▶ CHALLENGE
Search the data for the word "this" and copy every line that contains it.

▶ MATERIAL PROVIDED
☆ ☆ ☆ ☆ ☆
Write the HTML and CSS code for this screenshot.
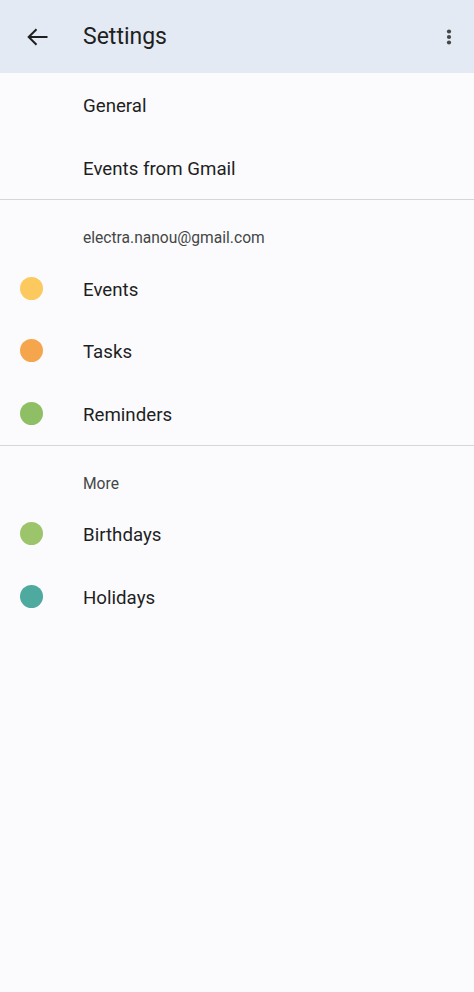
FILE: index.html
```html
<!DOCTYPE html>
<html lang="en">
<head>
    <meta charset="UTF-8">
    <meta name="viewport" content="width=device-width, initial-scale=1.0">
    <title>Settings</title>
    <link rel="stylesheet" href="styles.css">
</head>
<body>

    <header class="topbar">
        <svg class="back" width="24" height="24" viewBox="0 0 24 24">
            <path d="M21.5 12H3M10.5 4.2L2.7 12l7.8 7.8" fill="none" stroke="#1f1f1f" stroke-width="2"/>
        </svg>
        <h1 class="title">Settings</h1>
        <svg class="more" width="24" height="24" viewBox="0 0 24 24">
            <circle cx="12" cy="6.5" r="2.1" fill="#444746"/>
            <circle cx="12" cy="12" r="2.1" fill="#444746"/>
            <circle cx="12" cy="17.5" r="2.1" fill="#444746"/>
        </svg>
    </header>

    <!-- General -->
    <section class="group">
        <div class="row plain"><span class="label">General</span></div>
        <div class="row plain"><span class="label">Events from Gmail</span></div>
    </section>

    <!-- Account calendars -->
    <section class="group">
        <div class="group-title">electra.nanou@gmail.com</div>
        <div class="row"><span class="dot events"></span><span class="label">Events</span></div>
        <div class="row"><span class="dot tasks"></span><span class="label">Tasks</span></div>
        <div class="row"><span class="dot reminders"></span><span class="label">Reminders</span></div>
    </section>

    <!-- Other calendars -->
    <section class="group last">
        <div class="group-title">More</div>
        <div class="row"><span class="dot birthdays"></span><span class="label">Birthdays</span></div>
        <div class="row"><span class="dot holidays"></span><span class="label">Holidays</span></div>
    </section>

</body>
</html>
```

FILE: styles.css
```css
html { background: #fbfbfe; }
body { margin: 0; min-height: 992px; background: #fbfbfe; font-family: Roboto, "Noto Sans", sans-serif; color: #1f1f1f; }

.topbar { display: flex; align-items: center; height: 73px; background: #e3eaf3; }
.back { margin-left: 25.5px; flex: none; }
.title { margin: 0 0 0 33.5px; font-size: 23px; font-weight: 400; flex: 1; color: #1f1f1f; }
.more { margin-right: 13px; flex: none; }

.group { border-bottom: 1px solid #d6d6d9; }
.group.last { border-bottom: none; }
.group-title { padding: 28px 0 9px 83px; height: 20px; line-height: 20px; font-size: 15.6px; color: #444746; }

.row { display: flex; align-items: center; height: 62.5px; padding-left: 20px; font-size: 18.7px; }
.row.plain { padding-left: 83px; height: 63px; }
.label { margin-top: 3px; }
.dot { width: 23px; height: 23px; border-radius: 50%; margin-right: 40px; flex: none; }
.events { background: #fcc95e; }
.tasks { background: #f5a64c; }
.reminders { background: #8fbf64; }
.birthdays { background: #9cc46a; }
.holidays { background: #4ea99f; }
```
☆ ☆ ☆ ☆ ☆
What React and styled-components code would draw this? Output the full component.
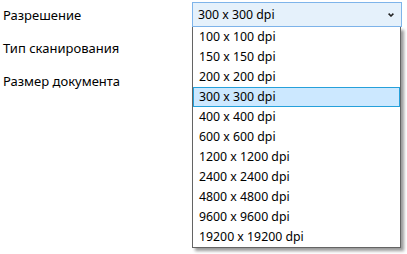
☆ ☆ ☆ ☆ ☆
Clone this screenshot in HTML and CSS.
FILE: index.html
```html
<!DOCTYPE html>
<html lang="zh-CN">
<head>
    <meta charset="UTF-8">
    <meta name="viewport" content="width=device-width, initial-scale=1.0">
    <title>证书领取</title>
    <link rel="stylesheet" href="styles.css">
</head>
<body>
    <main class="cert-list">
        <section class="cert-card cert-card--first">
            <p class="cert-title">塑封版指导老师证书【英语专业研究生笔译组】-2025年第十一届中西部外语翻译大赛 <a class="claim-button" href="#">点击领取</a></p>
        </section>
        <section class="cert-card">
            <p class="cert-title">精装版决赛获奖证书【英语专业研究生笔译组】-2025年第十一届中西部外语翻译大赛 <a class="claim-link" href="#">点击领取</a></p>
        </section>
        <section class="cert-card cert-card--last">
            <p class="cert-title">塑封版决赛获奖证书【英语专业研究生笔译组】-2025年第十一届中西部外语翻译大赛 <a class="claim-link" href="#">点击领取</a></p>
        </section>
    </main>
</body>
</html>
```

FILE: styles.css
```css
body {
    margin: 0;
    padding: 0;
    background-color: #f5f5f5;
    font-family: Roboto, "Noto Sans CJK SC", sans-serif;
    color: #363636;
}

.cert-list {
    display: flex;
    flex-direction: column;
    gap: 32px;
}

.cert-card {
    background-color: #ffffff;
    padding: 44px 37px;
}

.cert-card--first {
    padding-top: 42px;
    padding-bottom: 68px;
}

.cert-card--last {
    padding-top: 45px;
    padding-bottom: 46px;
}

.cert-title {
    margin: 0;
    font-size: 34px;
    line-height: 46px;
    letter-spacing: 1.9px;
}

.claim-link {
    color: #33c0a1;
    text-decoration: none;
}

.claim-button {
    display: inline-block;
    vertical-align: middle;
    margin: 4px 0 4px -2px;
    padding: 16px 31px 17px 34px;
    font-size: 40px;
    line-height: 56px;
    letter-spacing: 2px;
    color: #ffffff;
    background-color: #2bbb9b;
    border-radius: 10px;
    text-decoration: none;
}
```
☆ ☆ ☆ ☆ ☆
▶ FINISHED TASK
Write the HTML and CSS code for this screenshot.
What React and styled-components code would draw this? Output the full component.
Clone this screenshot in HTML and CSS.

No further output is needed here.